SEPARATI IN CASA. Un team di ricercatori delle Università di Harvard e Princeton, in collaborazione con la Danisco Animal Nutrition (una realtà industriale che si occupa di soluzioni nutrizionali per ridurre l'utilizzo di antibiotici dai sistemi di produzione alimentare) ha sfruttato una tecnologia di recente sviluppo per separare cellule batteriche geneticamente identiche all'interno di una stessa comunità di Clostridium perfringens, un batterio naturalmente presente nell'intestino dell'uomo e degli animali, nel suolo e nell'acqua.
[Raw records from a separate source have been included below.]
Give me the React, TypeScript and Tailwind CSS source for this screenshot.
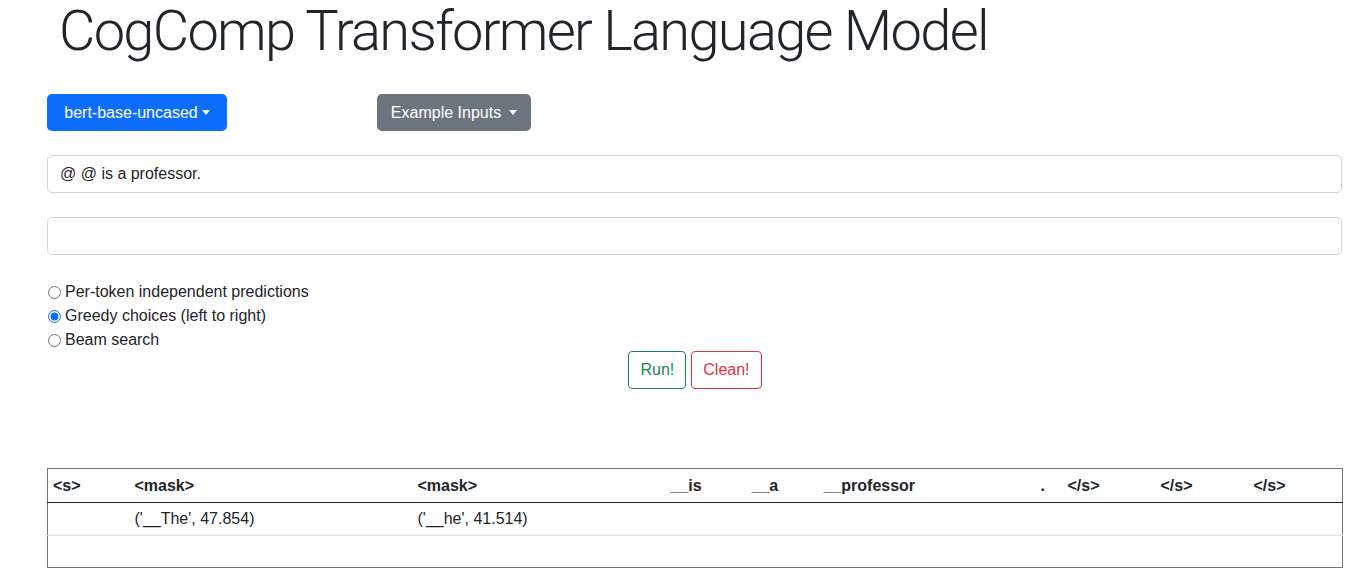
import { useState } from "react";

const headers = ["<s>", "<mask>", "<mask>", "__is", "__a", "__professor", ".", "</s>", "</s>", "</s>"];
const widths = ["w-[82px]", "w-[283px]", "w-[253px]", "w-[81px]", "w-[72px]", "w-[217px]", "w-[27px]", "w-[93px]", "w-[93px]", "w-[94px]"];
const preds = ["", "('__The', 47.854)", "('__he', 41.514)", "", "", "", "", "", "", ""];

function Caret({ gap }: { gap: string }) {
  return <span className={`inline-block ${gap} align-[3px] border-t-[5px] border-x-[4px] border-x-transparent border-t-white`} />;
}

export default function App() {
  const [mode, setMode] = useState("greedy");
  const options = [
    { id: "token", label: "Per-token independent predictions" },
    { id: "greedy", label: "Greedy choices (left to right)" },
    { id: "beam", label: "Beam search" },
  ];

  return (
    <div className="min-h-screen bg-white text-[#212529] font-['Helvetica_Neue','Liberation_Sans',Arial,sans-serif] text-base">
      <div className="mx-[47px] w-[1295px]">
        <h1 className="pl-[12px] text-[56px] leading-[1.2] font-light font-['Roboto',sans-serif] -mt-[2px] tracking-[-1.7px]">
          CogComp Transformer Language Model
        </h1>

        <div className="flex mt-[29px]">
          <button className="w-[180px] h-[37px] rounded-[5px] bg-[#0d6efd] text-white text-[16px] flex items-center justify-center">
            bert-base-uncased
            <Caret gap="ml-[4px]" />
          </button>
          <button className="ml-[150px] w-[154px] h-[37px] rounded-[5px] bg-[#6c757d] text-white text-[16px] flex items-center justify-center">
            Example Inputs
            <Caret gap="ml-[8px]" />
          </button>
        </div>

        <input
          className="mt-[24px] block w-full h-[38px] px-[12px] border border-[#ced4da] rounded-[5px] text-[16px] text-[#212529] outline-none"
          defaultValue="@ @ is a professor."
        />
        <input className="mt-[24px] block w-full h-[38px] px-[12px] border border-[#ced4da] rounded-[5px] text-[16px] outline-none" />

        <div className="mt-[25px] flex flex-col">
          {options.map((o) => (
            <label key={o.id} className="flex items-center h-[24px] leading-6">
              <input
                type="radio"
                name="mode"
                checked={mode === o.id}
                onChange={() => setMode(o.id)}
                className="ml-[1px] mr-[4px] w-[13px] h-[13px] accent-[#0d6efd]"
              />
              {o.label}
            </label>
          ))}
        </div>

        <div className="flex justify-center gap-[5px] -mt-[1px] pl-[1px]">
          <button className="h-[38px] px-[11px] border border-[#198754] text-[#198754] rounded-[4px] text-[16px]">Run!</button>
          <button className="h-[38px] px-[11px] border border-[#dc3545] text-[#dc3545] rounded-[4px] text-[16px]">Clean!</button>
        </div>

        <table className="mt-[79px] w-full table-fixed border border-[#777] border-collapse text-[16px]">
          <thead>
            <tr className="border-b border-[#212529] h-[34px]">
              {headers.map((h, i) => (
                <th key={i} className={`${widths[i]} text-left font-bold px-[5px] align-middle whitespace-nowrap`}>{h}</th>
              ))}
            </tr>
          </thead>
          <tbody>
            <tr className="border-b border-[#dee2e6] h-[33px]">
              {preds.map((p, i) => (
                <td key={i} className="px-[5px] align-middle whitespace-nowrap">{p}</td>
              ))}
            </tr>
            <tr className="h-[32px]">
              {preds.map((_, i) => (
                <td key={i} className="px-[5px]" />
              ))}
            </tr>
          </tbody>
        </table>
      </div>
    </div>
  );
}
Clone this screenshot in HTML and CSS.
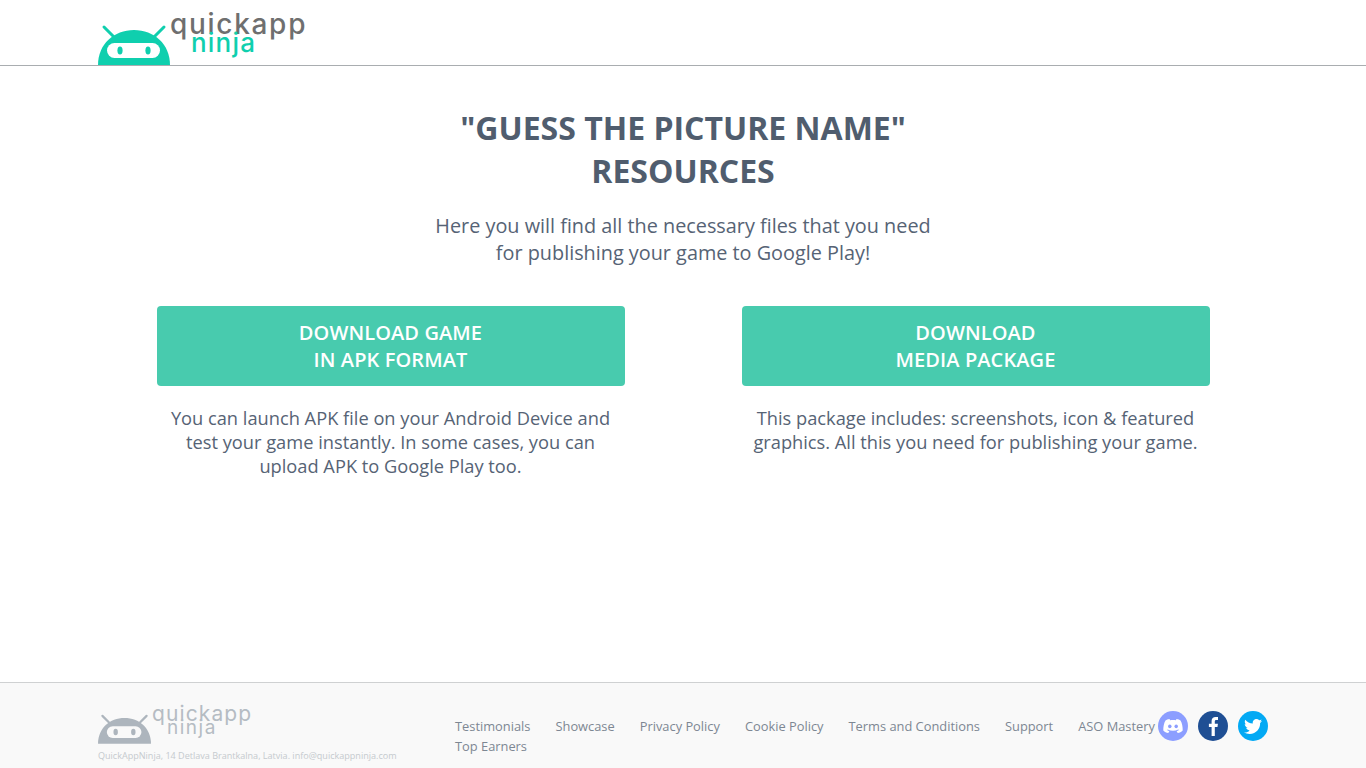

Alcuni ceppi di questo batterio possono produrre una tossina responsabile di tossinfezioni alimentari. Il C. perfringens può per esempio colonizzare la carne cruda rimasta per ore a temperatura ambiente e causare i sintomi di una gastroenterite nell'uomo o negli animali.

Sfamateci e nessuno si farà male. Quando i ricercatori hanno isolato il comportamento delle singole cellule batteriche, si sono accorti che a produrre tossine erano in genere quelle non adeguatamente nutrite. Al contrario le cellule ben nutrite in genere non rilasciavano sostanze dannose.

Da qui l'idea che, nutrendo adeguatamente i batteri, li si possa "convincere" a... comportarsi meglio. L'ipotesi si è rivelata corretta: quando gli scienziati hanno esposto i batteri indisciplinati a una sostanza chiamata acetato, una molecola organica molto comune nei sistemi viventi, i livelli di tossine prodotti sono scesi, così come il numero di batteri che le producevano.

La fame dei batteri: sfruttiamola! La scoperta del ruolo dell'assenza di nutrienti nella produzione di tossine apre prospettive interessanti sulla possibilità di trattare in modo alternativo le infezioni batteriche negli animali, per esempio nei polli che sono spesso infestati dal C. perfringens.

Fornendo ai batteri le sostanze che chiedono si potrebbe forse ridurre l'utilizzo di antibiotici nel settore della produzione di carne e uova e arginare così il fenomeno dell'antibiotico-resistenza. Bisognerebbe però capire se quanto osservato valga solo per il C. perfringens o anche per altri comuni batteri, e se vi siano in natura altri elementi che favoriscono la produzione di tossine.

Il ruolo dei singoli. Ulteriori lavori dovranno appurare l'approccio "nutrili e fatteli amici" possa risultare utile anche per l'uomo. Ora gli autori dello studio sfrutteranno la stessa tecnica usata per studiare il comportamento dei singoli batteri per far luce sulla nascita dell'antibiotico-resistenza, che inizia quando alcuni batteri riescono a sfuggire dal mirino del farmaco anche se la comunità di cui fanno parte non ha ancora evoluto le mutazioni genetiche per esserne immune.